** Start of COLLECTED DATA **

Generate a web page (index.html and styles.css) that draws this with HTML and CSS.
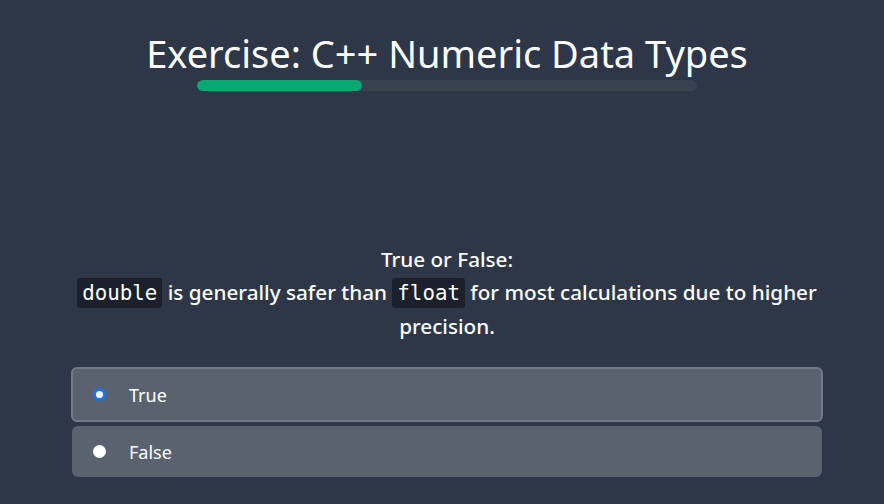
FILE: index.html
```html
<!DOCTYPE html>
<html lang="en">
<head>
<meta charset="utf-8">
<title>Exercise</title>
<link rel="stylesheet" href="styles.css">
</head>
<body>
<div class="page">
  <h1 class="title">Exercise: C++ Numeric Data Types</h1>
  <div class="progress"><div class="progress-fill" style="width:33%"></div></div>
  <div class="question">
    <p class="q-head">True or False:</p>
    <p class="q-body"><code>double</code> is generally safer than <code>float</code> for most calculations due to higher precision.</p>
  </div>
  <div class="options">
    <label class="option selected"><span class="radio checked"></span><span class="opt-text">True</span></label>
    <label class="option"><span class="radio"></span><span class="opt-text">False</span></label>
  </div>
</div>
</body>
</html>
```
FILE: styles.css
```css
html, body {
  margin: 0;
  padding: 0;
  background: #2d3748;
  height: 100%;
  overflow: hidden;
}
.page {
  display: flex;
  flex-direction: column;
  align-items: center;
  padding-left: 10px;
  font-family: "Noto Sans", "Open Sans", sans-serif;
  color: #ffffff;
}
.title {
  margin: 29px 0 0;
  font-size: 38px;
  font-weight: 400;
  line-height: 48px;
  letter-spacing: 0;
}
.progress {
  width: 500px;
  height: 11px;
  margin-top: 3px;
  border-radius: 6px;
  background: #394350;
  overflow: hidden;
}
.progress-fill {
  height: 100%;
  background: #07a872;
  border-radius: 6px;
}
.question {
  width: 752px;
  margin-top: 152px;
  text-align: center;
  font-size: 20.7px;
  font-weight: 500;
  line-height: 33px;
}
.q-head, .q-body {
  margin: 0;
}
code {
  font-family: "DejaVu Sans Mono", monospace;
  font-size: 20.8px;
  font-weight: 400;
  background: #1a202c;
  padding: 3px 5px;
  border-radius: 3px;
}
.options {
  width: 750px;
  margin-top: 24px;
  display: flex;
  flex-direction: column;
  gap: 4px;
}
.option {
  display: flex;
  align-items: center;
  height: 51px;
  padding-left: 21px;
  box-sizing: border-box;
  background: #5a6270;
  border-radius: 6px;
  font-size: 18px;
}
.option.selected {
  margin: 0 -1px;
  height: 55px;
  padding-left: 20px;
  border: 2px solid #737a87;
}
.radio {
  width: 13px;
  height: 13px;
  border-radius: 50%;
  background: #ffffff;
  box-sizing: border-box;
}
.radio.checked {
  border: 3px solid #1a73f0;
}
.opt-text {
  margin-left: 23px;
}
```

** End of COLLECTED DATA **

◆ WRITTEN REQUEST
Without the pictures, output the full listing exactly as it stands.

◆ PROBLEM SOLUTION
Generate a web page (index.html and styles.css) that draws this with HTML and CSS.
FILE: index.html
```html
<!DOCTYPE html>
<html lang="en">
<head>
<meta charset="utf-8">
<title>Exercise</title>
<link rel="stylesheet" href="styles.css">
</head>
<body>
<div class="page">
  <h1 class="title">Exercise: C++ Numeric Data Types</h1>
  <div class="progress"><div class="progress-fill" style="width:33%"></div></div>
  <div class="question">
    <p class="q-head">True or False:</p>
    <p class="q-body"><code>double</code> is generally safer than <code>float</code> for most calculations due to higher precision.</p>
  </div>
  <div class="options">
    <label class="option selected"><span class="radio checked"></span><span class="opt-text">True</span></label>
    <label class="option"><span class="radio"></span><span class="opt-text">False</span></label>
  </div>
</div>
</body>
</html>
```
FILE: styles.css
```css
html, body {
  margin: 0;
  padding: 0;
  background: #2d3748;
  height: 100%;
  overflow: hidden;
}
.page {
  display: flex;
  flex-direction: column;
  align-items: center;
  padding-left: 10px;
  font-family: "Noto Sans", "Open Sans", sans-serif;
  color: #ffffff;
}
.title {
  margin: 29px 0 0;
  font-size: 38px;
  font-weight: 400;
  line-height: 48px;
  letter-spacing: 0;
}
.progress {
  width: 500px;
  height: 11px;
  margin-top: 3px;
  border-radius: 6px;
  background: #394350;
  overflow: hidden;
}
.progress-fill {
  height: 100%;
  background: #07a872;
  border-radius: 6px;
}
.question {
  width: 752px;
  margin-top: 152px;
  text-align: center;
  font-size: 20.7px;
  font-weight: 500;
  line-height: 33px;
}
.q-head, .q-body {
  margin: 0;
}
code {
  font-family: "DejaVu Sans Mono", monospace;
  font-size: 20.8px;
  font-weight: 400;
  background: #1a202c;
  padding: 3px 5px;
  border-radius: 3px;
}
.options {
  width: 750px;
  margin-top: 24px;
  display: flex;
  flex-direction: column;
  gap: 4px;
}
.option {
  display: flex;
  align-items: center;
  height: 51px;
  padding-left: 21px;
  box-sizing: border-box;
  background: #5a6270;
  border-radius: 6px;
  font-size: 18px;
}
.option.selected {
  margin: 0 -1px;
  height: 55px;
  padding-left: 20px;
  border: 2px solid #737a87;
}
.radio {
  width: 13px;
  height: 13px;
  border-radius: 50%;
  background: #ffffff;
  box-sizing: border-box;
}
.radio.checked {
  border: 3px solid #1a73f0;
}
.opt-text {
  margin-left: 23px;
}
```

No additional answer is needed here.